-- Begin --
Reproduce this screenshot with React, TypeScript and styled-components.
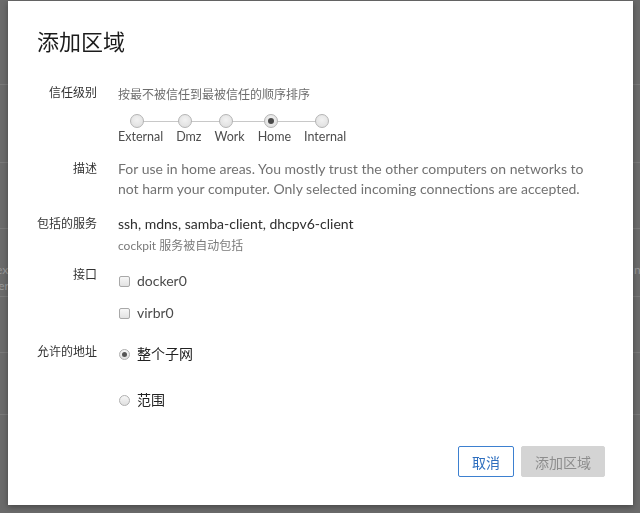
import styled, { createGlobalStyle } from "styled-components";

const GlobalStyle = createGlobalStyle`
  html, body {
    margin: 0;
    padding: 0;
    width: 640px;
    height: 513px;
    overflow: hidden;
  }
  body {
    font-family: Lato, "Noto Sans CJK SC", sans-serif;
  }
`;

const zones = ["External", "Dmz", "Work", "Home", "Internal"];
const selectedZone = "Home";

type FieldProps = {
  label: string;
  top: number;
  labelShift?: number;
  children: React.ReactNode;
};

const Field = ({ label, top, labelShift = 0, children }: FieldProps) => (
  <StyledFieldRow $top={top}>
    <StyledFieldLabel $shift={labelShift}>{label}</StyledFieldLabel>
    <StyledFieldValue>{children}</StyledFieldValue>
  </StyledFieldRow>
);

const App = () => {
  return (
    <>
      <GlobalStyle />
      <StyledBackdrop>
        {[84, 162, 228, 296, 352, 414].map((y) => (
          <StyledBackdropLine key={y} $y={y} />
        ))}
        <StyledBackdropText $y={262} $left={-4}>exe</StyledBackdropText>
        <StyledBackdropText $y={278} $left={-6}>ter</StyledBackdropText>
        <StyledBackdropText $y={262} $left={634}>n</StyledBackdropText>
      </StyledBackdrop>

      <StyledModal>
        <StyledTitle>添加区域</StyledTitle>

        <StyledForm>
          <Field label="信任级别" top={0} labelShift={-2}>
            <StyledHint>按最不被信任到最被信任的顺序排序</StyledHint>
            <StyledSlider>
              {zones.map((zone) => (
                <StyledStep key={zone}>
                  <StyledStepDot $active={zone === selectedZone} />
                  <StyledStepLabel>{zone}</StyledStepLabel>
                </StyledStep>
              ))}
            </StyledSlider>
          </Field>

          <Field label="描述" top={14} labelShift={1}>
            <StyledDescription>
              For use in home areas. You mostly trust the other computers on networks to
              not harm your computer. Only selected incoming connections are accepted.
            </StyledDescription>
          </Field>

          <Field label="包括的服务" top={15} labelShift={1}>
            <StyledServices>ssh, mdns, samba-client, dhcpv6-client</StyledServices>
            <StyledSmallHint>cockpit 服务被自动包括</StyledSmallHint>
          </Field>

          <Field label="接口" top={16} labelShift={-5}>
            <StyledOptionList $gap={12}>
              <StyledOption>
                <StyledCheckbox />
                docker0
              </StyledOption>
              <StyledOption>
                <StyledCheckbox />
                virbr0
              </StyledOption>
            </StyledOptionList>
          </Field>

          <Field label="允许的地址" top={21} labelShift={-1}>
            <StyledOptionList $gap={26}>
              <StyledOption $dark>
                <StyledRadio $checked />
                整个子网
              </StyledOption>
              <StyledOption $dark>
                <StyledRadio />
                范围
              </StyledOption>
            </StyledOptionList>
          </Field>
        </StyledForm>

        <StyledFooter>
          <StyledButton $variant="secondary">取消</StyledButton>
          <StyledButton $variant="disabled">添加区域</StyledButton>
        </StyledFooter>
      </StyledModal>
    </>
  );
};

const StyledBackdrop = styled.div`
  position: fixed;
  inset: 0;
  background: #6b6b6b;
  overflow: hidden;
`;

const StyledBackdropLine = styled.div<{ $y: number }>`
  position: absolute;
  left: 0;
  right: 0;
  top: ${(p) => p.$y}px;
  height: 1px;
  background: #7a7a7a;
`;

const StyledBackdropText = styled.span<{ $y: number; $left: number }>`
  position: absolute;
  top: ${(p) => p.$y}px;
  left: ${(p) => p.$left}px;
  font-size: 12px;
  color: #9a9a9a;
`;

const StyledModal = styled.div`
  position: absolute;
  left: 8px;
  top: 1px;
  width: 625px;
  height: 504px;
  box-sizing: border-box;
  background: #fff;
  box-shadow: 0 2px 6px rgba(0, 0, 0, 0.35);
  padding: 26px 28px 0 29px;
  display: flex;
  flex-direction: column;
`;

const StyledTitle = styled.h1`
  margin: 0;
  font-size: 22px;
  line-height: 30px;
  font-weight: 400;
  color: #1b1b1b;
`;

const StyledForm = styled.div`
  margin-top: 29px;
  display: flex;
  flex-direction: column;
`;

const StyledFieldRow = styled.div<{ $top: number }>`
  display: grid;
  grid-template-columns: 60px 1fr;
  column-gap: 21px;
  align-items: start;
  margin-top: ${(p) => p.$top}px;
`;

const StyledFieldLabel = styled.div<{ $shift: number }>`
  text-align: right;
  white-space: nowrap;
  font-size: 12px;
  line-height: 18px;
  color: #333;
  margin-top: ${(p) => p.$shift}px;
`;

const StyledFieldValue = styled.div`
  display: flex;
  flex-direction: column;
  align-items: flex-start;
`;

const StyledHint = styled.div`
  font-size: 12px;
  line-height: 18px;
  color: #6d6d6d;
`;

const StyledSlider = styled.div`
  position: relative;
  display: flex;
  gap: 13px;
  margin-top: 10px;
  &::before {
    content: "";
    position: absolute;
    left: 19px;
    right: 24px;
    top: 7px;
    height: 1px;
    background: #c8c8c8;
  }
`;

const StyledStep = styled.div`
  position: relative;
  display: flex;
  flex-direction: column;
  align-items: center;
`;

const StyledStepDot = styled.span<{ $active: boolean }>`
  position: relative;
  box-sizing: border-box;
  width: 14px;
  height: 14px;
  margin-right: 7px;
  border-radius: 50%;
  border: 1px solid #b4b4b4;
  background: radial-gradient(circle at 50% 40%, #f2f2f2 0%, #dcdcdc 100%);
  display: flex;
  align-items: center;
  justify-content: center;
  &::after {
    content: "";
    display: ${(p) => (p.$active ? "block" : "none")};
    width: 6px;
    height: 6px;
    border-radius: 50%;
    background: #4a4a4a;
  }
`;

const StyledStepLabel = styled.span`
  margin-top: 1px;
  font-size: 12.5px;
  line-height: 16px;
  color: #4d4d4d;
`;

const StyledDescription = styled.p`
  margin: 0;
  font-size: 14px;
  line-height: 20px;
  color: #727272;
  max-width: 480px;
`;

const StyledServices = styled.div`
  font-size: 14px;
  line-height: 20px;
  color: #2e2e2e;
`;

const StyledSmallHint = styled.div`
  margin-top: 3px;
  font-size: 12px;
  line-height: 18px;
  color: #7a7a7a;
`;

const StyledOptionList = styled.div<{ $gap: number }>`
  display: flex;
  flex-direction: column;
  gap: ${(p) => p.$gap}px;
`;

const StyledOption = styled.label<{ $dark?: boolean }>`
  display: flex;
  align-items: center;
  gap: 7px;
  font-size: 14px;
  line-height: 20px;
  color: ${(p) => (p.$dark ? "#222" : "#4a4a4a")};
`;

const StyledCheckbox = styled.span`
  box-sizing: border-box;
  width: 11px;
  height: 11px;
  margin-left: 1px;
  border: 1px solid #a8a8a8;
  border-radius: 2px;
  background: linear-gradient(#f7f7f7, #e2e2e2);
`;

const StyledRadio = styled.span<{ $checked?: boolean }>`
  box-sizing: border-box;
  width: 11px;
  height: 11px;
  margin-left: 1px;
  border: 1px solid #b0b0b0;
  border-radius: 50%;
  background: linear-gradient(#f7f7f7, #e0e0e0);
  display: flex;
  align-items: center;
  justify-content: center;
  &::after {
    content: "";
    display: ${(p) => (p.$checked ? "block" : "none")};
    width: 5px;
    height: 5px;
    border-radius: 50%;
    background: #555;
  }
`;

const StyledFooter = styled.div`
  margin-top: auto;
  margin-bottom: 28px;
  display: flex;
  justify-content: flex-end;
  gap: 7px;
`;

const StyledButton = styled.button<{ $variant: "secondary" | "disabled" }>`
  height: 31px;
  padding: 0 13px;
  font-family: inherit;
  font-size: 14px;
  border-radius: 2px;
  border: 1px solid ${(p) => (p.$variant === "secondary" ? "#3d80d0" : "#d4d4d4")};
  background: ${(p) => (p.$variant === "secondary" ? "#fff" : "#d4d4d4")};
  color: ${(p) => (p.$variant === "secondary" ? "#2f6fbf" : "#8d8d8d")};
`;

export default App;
-- End --
◆ **Directions**
Every line from the top of the material above through the line with "<StyledTitle>添加区域</StyledTitle>" should be duplicated exactly, please; leave out the pictures.

◆ **Response to the task**
Reproduce this screenshot with React, TypeScript and styled-components.
import styled, { createGlobalStyle } from "styled-components";

const GlobalStyle = createGlobalStyle`
  html, body {
    margin: 0;
    padding: 0;
    width: 640px;
    height: 513px;
    overflow: hidden;
  }
  body {
    font-family: Lato, "Noto Sans CJK SC", sans-serif;
  }
`;

const zones = ["External", "Dmz", "Work", "Home", "Internal"];
const selectedZone = "Home";

type FieldProps = {
  label: string;
  top: number;
  labelShift?: number;
  children: React.ReactNode;
};

const Field = ({ label, top, labelShift = 0, children }: FieldProps) => (
  <StyledFieldRow $top={top}>
    <StyledFieldLabel $shift={labelShift}>{label}</StyledFieldLabel>
    <StyledFieldValue>{children}</StyledFieldValue>
  </StyledFieldRow>
);

const App = () => {
  return (
    <>
      <GlobalStyle />
      <StyledBackdrop>
        {[84, 162, 228, 296, 352, 414].map((y) => (
          <StyledBackdropLine key={y} $y={y} />
        ))}
        <StyledBackdropText $y={262} $left={-4}>exe</StyledBackdropText>
        <StyledBackdropText $y={278} $left={-6}>ter</StyledBackdropText>
        <StyledBackdropText $y={262} $left={634}>n</StyledBackdropText>
      </StyledBackdrop>

      <StyledModal>
        <StyledTitle>添加区域</StyledTitle>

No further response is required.